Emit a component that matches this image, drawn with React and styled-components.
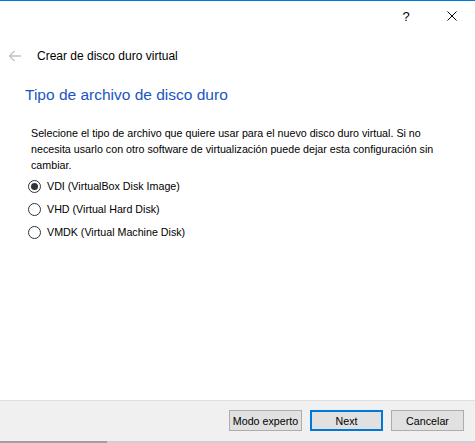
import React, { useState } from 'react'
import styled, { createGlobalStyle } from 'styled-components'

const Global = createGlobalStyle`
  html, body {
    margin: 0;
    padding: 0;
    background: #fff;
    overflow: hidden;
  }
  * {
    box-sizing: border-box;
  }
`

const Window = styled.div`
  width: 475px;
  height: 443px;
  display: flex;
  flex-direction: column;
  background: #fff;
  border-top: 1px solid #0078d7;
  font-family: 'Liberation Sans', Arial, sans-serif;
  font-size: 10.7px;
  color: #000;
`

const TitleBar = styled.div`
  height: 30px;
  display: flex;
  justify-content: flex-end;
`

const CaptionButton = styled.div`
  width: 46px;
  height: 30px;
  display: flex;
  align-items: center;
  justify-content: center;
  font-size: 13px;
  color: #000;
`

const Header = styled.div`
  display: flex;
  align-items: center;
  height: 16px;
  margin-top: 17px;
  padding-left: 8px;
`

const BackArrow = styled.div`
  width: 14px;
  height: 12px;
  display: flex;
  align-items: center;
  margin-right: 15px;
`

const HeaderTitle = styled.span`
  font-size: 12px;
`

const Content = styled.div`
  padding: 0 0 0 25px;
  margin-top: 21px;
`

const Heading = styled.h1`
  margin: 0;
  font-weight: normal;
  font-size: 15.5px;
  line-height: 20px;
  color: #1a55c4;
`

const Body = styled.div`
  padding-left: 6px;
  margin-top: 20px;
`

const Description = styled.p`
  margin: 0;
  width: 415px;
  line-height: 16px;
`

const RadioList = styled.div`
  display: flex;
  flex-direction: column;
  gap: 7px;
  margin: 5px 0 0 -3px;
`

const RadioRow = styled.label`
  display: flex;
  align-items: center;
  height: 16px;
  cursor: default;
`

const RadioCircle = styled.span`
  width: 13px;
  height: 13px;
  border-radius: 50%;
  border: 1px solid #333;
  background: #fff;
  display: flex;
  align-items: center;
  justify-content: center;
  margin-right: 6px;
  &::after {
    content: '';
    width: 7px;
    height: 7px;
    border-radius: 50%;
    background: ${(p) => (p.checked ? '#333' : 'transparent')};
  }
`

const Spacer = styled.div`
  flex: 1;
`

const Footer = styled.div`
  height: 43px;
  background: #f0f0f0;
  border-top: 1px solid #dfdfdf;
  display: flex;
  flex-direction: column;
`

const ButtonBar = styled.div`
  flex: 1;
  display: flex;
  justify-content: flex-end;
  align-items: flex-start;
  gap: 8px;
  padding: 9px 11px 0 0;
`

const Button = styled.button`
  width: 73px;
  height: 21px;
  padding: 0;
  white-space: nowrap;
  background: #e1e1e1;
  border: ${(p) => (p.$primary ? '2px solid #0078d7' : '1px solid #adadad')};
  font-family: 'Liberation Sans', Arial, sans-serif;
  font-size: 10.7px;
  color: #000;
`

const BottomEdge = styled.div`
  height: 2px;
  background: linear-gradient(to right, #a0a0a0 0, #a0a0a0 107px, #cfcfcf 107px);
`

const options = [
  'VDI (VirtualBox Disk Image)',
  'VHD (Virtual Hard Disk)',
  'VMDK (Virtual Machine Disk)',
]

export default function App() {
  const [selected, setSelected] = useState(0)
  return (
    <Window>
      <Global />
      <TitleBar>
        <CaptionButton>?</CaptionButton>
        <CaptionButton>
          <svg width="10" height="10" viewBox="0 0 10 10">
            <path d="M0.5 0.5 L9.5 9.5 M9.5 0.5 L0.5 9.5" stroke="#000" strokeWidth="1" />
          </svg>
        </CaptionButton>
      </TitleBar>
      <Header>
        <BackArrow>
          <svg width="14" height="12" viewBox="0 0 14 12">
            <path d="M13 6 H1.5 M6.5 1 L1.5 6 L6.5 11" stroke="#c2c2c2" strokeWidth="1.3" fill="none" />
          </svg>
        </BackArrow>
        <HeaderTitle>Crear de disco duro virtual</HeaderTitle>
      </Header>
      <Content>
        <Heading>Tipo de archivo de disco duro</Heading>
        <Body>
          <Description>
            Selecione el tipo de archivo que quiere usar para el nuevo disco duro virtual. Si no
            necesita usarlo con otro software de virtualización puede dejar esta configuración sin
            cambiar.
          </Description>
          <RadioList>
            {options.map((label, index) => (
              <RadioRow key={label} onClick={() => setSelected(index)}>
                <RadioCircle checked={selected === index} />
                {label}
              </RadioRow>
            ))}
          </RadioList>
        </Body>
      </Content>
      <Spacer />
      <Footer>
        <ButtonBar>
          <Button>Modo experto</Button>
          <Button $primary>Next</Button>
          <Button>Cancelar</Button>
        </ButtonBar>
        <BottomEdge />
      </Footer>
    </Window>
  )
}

* _Required task_
Every line of the listing that holds "components" should be found and copied.

* _Task output_
Emit a component that matches this image, drawn with React and styled-components.
import styled, { createGlobalStyle } from 'styled-components'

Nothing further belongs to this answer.